Had Allerdale and M-Sport acted reasonably in the first place and listened to evidence provided by objectors a great deal of time, worry and money would have been saved.

Residents will scrutinize the actual maximum noise limit proposed by M-Sport and Allerdale who work together on these matters and will object to any unreasonable limit. They will also monitor the noise from the track if it is built to ensure that M-Sport abide by the limits set, not just at the trackside but in the homes of those who live close by.

A sad tale of attempts to steamroller the little man.

Yours sincerely

Michael Fossey

Letter to Times & Star

Oct  21st 2015

The Ombudsman found that Allerdale were in error in a planning issue and yesterday [Oct 20th] Allerdale had to make a public apology.  The Ombudsman is currently investigating another planning issue, Strawberry How housing planning permission, after many people complained.  A High Court judge found Allerdale were unlawful to permit MSport track without control of maximum noise (like an speed limit without any maximum speed!).

Allerdale Development and Planning Officers and councillors have a difficult role in balancing development with protection of community interests.  It seems that the balance has moved in favour of the developer. 

Allerdale's fear is that refusing permission will be costly for them if the developer appeals to a Planning Inspector.  Allerdale should realise that it is costly if a permission is found unlawful. 

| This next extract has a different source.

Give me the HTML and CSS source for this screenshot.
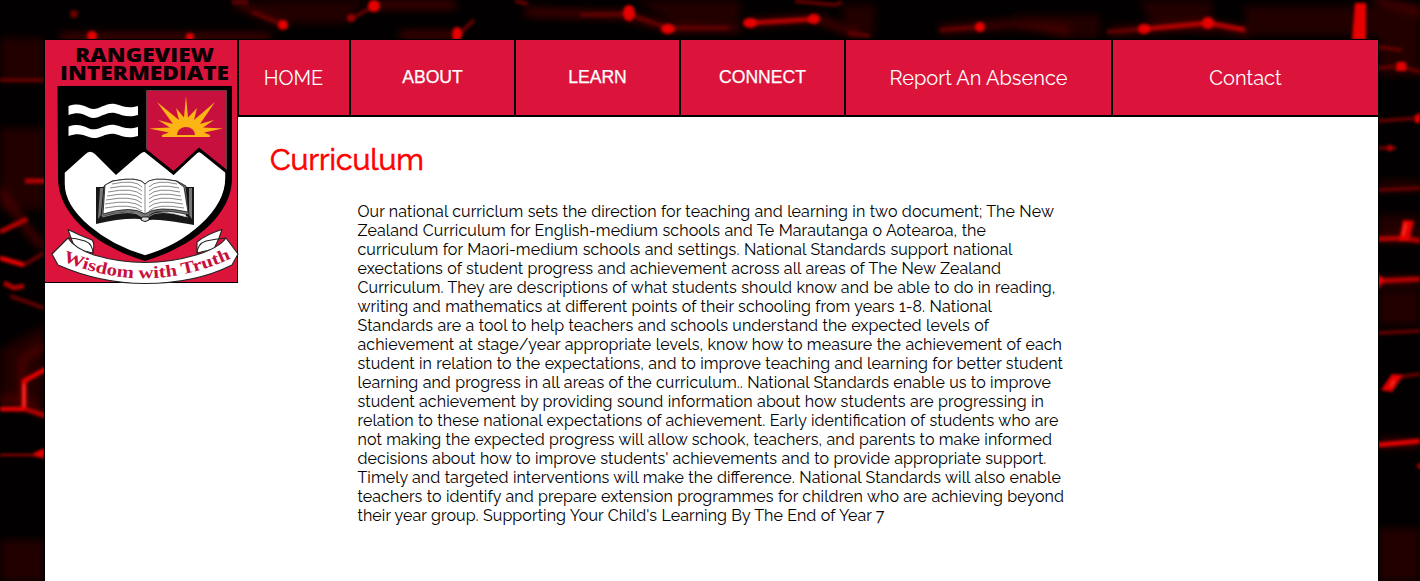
FILE: index.html
```html
<!DOCTYPE html>
<html lang="en">
<head>
<meta charset="utf-8">
<title>Curriculum - Rangeview Intermediate</title>
<link rel="stylesheet" href="styles.css">
</head>
<body>
<svg class="backdrop" viewBox="0 0 1420 581" aria-hidden="true">
  <defs>
    <filter id="soft" filterUnits="userSpaceOnUse" x="-20" y="-20" width="1460" height="621"><feGaussianBlur stdDeviation="1.7"/></filter>
    <filter id="haze" filterUnits="userSpaceOnUse" x="-20" y="-20" width="1460" height="621"><feGaussianBlur stdDeviation="4"/></filter>
  </defs>
  <rect width="1420" height="581" fill="#020000"/>
  <g filter="url(#haze)" fill="#200000">
    <path d="M250 0H365L345 24H285ZM635 0H740V22L680 28ZM1140 0H1212V34L1150 25ZM1245 6H1420V36H1245ZM840 5H875V35H850ZM1010 15H1100V38H1060Z"/>
    <path d="M0 38H44V82H0ZM0 128H44V210H0ZM0 350L44 325V405H0ZM0 540H44V581H0Z"/>
    <path d="M1378 30H1420V76H1378ZM1378 180H1420V192H1378ZM1378 215H1420V236H1378ZM1378 290H1420V325H1378ZM1378 528H1420V581H1378Z"/>
  </g>
  <g filter="url(#haze)" fill="none" stroke="#4d0000" stroke-width="7">
    <path d="M60 37H270M235 2L284 24M370 5H455M400 35H455M525 12L625 15L670 28M670 28H740M750 23L815 18L860 35M940 30L1010 24L1070 30M1110 32L1205 24L1248 32M1375 0L1420 12"/>
    <path d="M0 190L28 230L44 248M0 400H26L44 415M22 410V360L44 345M1378 238H1420M1378 281H1420M1378 443H1420"/>
  </g>
  <g filter="url(#soft)" fill="none" stroke="#600000" stroke-width="4">
    <path d="M232 2H248M252 12L284 25M351 19L374 6M455 38L474 20M515 1L528 4M580 15L630 14M628 14L668 28M668 28H728M795 1L835 5L842 2M848 33L870 36M940 30L980 27M1107 32L1144 29"/>
    <path d="M0 80H44M44 253L24 265M10 296L44 308M1378 47L1402 50M1378 68L1400 66L1420 72M1378 121L1420 118M1378 148H1396M1378 190L1420 188M1378 333L1420 331M1400 377L1420 374"/>
  </g>
  <g filter="url(#soft)" fill="none" stroke="#b00000" stroke-width="5">
    <path d="M25 181H46M0 232L27 219M0 258L24 265M4 283L14 288L24 286M0 409H25L46 416M24 409V381L46 369M34 455L44 452M750 23L816 19M1144 29L1208 23L1245 30"/>
    <path d="M1378 239L1405 238L1420 241M1378 281L1420 279M1378 445L1420 441"/>
    <path d="M0 409H25M24 409V381L46 369M0 258L24 265M1378 445L1420 441" stroke="#f00000" stroke-width="3"/>
    <path d="M0 455H34" stroke-width="2"/>
  </g>
  <g filter="url(#soft)" fill="#e60000">
    <circle cx="74" cy="14" r="4" fill="#6b0000"/><circle cx="92" cy="36" r="5"/><circle cx="190" cy="37" r="4"/>
    <circle cx="283" cy="25" r="5"/><circle cx="351" cy="18" r="4" fill="#990000"/><circle cx="374" cy="6" r="6"/>
    <ellipse cx="457" cy="34" rx="5" ry="7"/><ellipse cx="629" cy="13" rx="6" ry="8"/><ellipse cx="668" cy="29" rx="7" ry="5"/>
    <ellipse cx="750" cy="23" rx="7" ry="5"/><ellipse cx="814" cy="19" rx="6" ry="5"/><circle cx="980" cy="27" r="5"/>
    <ellipse cx="1144" cy="29" rx="6" ry="5"/><ellipse cx="1208" cy="23" rx="6" ry="6"/>
    <path d="M1355 3H1366V40H1352ZM1397 62H1406V71H1396ZM1415 116L1420 112V123H1415ZM1403 220L1414 221L1409 240L1399 241ZM1378 274L1384 280L1378 290ZM1392 374L1403 375L1392 392L1381 390ZM35 455L44 448V459Z"/>
    <circle cx="1390" cy="148" r="3" fill="#aa0000"/><circle cx="1420" cy="466" r="3" fill="#a00000"/>
  </g>
  <path d="M24 384V407M1406 223L1403 236M1394 380L1391 387" stroke="#ff5038" stroke-width="1.5" filter="url(#soft)"/>
</svg>

<div class="page">
  <header class="header">
    <a class="logo" href="#">
      <svg class="crest" viewBox="45 40 194 245" role="img" aria-label="Rangeview Intermediate, Wisdom with Truth">
        <defs><path id="motto" d="M56 258Q145 299 234 257"/></defs>
        <g class="crest-name">
          <text x="75" y="62" textLength="139" lengthAdjust="spacingAndGlyphs">RANGEVIEW</text>
          <text x="60" y="80" textLength="169" lengthAdjust="spacingAndGlyphs">INTERMEDIATE</text>
        </g>
        <path d="M57.5 86H232V178C232 219 186 249 145 261C104 249 58 219 58 178Z" fill="#000"/>
        <path d="M146.500 90.500H226.500V171L199 149L172 174L146.500 151Z" fill="#c8103e" stroke="#655" stroke-width=".7"/>
        <path d="M64 172.500L84.500 154Q90 148 96 154L116 174L139 154Q145 148 151 154L173.500 174L194 154Q199 149 205 154L226 171V178C226 211 187 244 145 256C103 244 64 213 64 184Z" fill="#fff" stroke="#000" stroke-width="1.500"/>
        <path d="M144 149.500L173.500 173L199 149.500L227 172" fill="none" stroke="#000" stroke-width="3"/>
        <path d="M68.500 106C78 103 82 105 89 108C98 112 105 102 115 104C123 106 128 109 138 106V115C128 118 122 115 115 113C105 111 98 121 89 117C82 113 77 112 68.500 115ZM68.500 126.500C78 123.500 82 125.500 89 128.500C98 132 105 123 115 125C123 127 128 130 138 127V136C128 139 122 136 115 134C105 132 98 141 89 137C82 134 77 133 68.500 136Z" fill="#fff"/>
        <path d="M162 137V135L169 132.500L149 128.500L170 127.500L158 120L173 124L157 102L179 120L176 108L184 117.500L186 96L188 117.500L197 108L194 120L215 102L200 124L214 120L203 127.500L223 128.500L204 132.500L210 135V137Z" fill="#fdb515"/>
        <path d="M177 135A9 8 0 0 1 195 135Z" fill="#c8103e"/>
        <path d="M96 187H105L103 216Q136 207 144 216Q152 207 186 217L184 187H194V225Q160 219 149 220Q145 224 140 219Q121 218 96 224Z" fill="#171717"/>
        <path d="M100 188H104L101 215L98 219ZM189 188H192V219L189 215Z" fill="#777"/>
        <path d="M104 186L112 181Q140 176 145 184Q151 176 177 181L186 186L189 215Q157 207 149 216Q145 220 140 216Q130 208 101 217Z" fill="#777" stroke="#000" stroke-width=".7"/>
        <path d="M105 185L113 181Q139 176 145 184Q151 176 176 181L184 187L188 212Q157 205 145 214Q132 205 103 214Z" fill="#fff" stroke="#111" stroke-width=".8"/>
        <g fill="none" stroke="#555" stroke-width=".7">
          <path d="M112 184Q135 179 142 187M110 188Q134 183 142 191M108 192Q133 187 142 195M107 196Q133 191 142 199M106 200Q132 195 142 203M105 204Q132 199 142 207M105 208Q132 203 142 211"/>
          <path d="M149 187Q156 179 177 184M149 191Q157 183 179 188M149 195Q157 187 180 192M149 199Q157 191 181 196M149 203Q157 195 182 200M149 207Q157 199 183 204M149 211Q157 203 184 208M145 184V214"/>
          <path d="M102 217Q133 208 142 217M148 217Q158 208 188 217" stroke="#bbb"/>
        </g>
        <path d="M142 217H149V220Q145 223 141 220Z" fill="#ddd" stroke="#000" stroke-width=".8"/>
        <g fill="#fff" stroke="#222" stroke-width="1.100" stroke-linejoin="round">
          <path d="M68 229.500Q81 236 92 240Q95 243 93 253L75 249L71 238Z"/>
          <path d="M222 229.500Q207 234 197 242V253L214 249L219 238Z"/>
          <path d="M68 238L52 254L58 265Q100 283.500 145 283.500Q195 283.500 232 265L238 254L226 238Q219 248 196 255Q145 270 94 255Q74 248 68 238Z"/>
          <path d="M68 238Q76 238 85 241Q93 244 93 254M226 238Q215 239 206 241Q197 244 197 254" fill="none"/>
        </g>
        <text class="crest-motto"><textPath href="#motto" startOffset="7" textLength="174" lengthAdjust="spacingAndGlyphs">Wisdom with Truth</textPath></text>
      </svg>
    </a>
    <nav class="nav">
      <a class="item home" href="#">HOME</a>
      <button class="item menu">ABOUT</button>
      <button class="item menu">LEARN</button>
      <button class="item menu">CONNECT</button>
      <a class="item wide" href="#">Report An Absence</a>
      <a class="item wide" href="#">Contact</a>
    </nav>
  </header>
  <main class="main">
    <h1 class="title">Curriculum</h1>
    <p class="copy">
      <span style="width:696.5px">Our national curriclum sets the direction for teaching and learning in two document; The New</span>
      <span style="width:628.5px">Zealand Curriculum for English-medium schools and Te Marautanga o Aotearoa, the</span>
      <span style="width:655px">curriculum for Maori-medium schools and settings. National Standards support national</span>
      <span style="width:643.5px">exectations of student progress and achievement across all areas of The New Zealand</span>
      <span style="width:698px">Curriculum. They are descriptions of what students should know and be able to do in reading,</span>
      <span style="width:634.5px">writing and mathematics at different points of their schooling from years 1-8. National</span>
      <span style="width:631.5px">Standards are a tool to help teachers and schools understand the expected levels of</span>
      <span style="width:704.5px">achievement at stage/year appropriate levels, know how to measure the achievement of each</span>
      <span style="width:705.5px">student in relation to the expectations, and to improve teaching and learning for better student</span>
      <span style="width:693.5px">learning and progress in all areas of the curriculum.. National Standards enable us to improve</span>
      <span style="width:686.5px">student achievement by providing sound information about how students are progressing in</span>
      <span style="width:701px">relation to these national expectations of achievement. Early identification of students who are</span>
      <span style="width:694.5px">not making the expected progress will allow schook, teachers, and parents to make informed</span>
      <span style="width:689px">decisions about how to improve students' achievements and to provide appropriate support.</span>
      <span style="width:703.5px">Timely and targeted interventions will make the difference. National Standards will also enable</span>
      <span style="width:706.5px">teachers to identify and prepare extension programmes for children who are achieving beyond</span>
      <span style="width:527px">their year group. Supporting Your Child's Learning By The End of Year 7</span>
    </p>
  </main>
</div>
</body>
</html>
```
FILE: styles.css
```css
* { box-sizing: border-box; }
html, body { height: 100%; overflow: hidden; }
body {
  margin: 0;
  padding: 39px 41px 0 44px;
  background: #000;
  font-family: Raleway, Lato, sans-serif;
}
.backdrop { position: fixed; inset: 0; width: 1420px; height: 581px; z-index: -1; }
.page {
  width: 1335px;
  height: 542px;
  background: #fff;
  border: 1px solid #000;
  border-bottom: 0;
}
.header { display: flex; align-items: flex-start; height: 77px; margin: -1px; }
.logo {
  display: block;
  flex: none;
  width: 194px;
  height: 244px;
  border: 1px solid #000;
  background: crimson;
}
.crest { display: block; width: 194px; height: 245px; overflow: visible; }
.crest-name { font: 800 19px/14px "Open Sans", sans-serif; fill: #080002; }
.crest-motto { font: bold 17px "Liberation Serif", serif; fill: #c8103e; }
.nav { display: flex; height: 78px; border-bottom: 1px solid #000; }
.item {
  display: flex;
  align-items: center;
  justify-content: center;
  height: 77px;
  padding: 0;
  border: 1px solid #000;
  background: crimson;
  color: #fff;
  font: 400 20px/24px Raleway, Lato, sans-serif;
  text-decoration: none;
  white-space: nowrap;
}
.home { width: 112px; padding-right: 1px; }
.menu { width: 165px; font: 400 17.6px/22px "Liberation Sans", sans-serif; padding-bottom: 2px; -webkit-text-stroke: .25px #fff; }
.wide { width: 267px; }
.main { padding: 27px 0 0 225px; }
.title {
  margin: 0;
  font-size: 30px;
  line-height: 36px;
  font-weight: 400;
  color: red;
  -webkit-text-stroke: .7px red;
}
.copy {
  margin: 24px 0 0 87.5px;
  font-size: 16px;
  line-height: 19px;
  color: #000;
  letter-spacing: .09px;
  font-feature-settings: "liga" 1;
}
.copy span { display: block; white-space: nowrap; text-align: justify; text-align-last: justify; }
```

MSport and Allerdale should realise that permitting excessive noise and a lax noise management plan may result in a successful noise nuisance claim that would make MSport's development no longer viable.  It is thus crucially important for Allerdale to pay more attention to the community's fears and adjust the balance towards fairness and sustainability.  The alternative may be another criticism by the Ombudsman of Allerdale and restrictions on MSport's operations imposed by a court.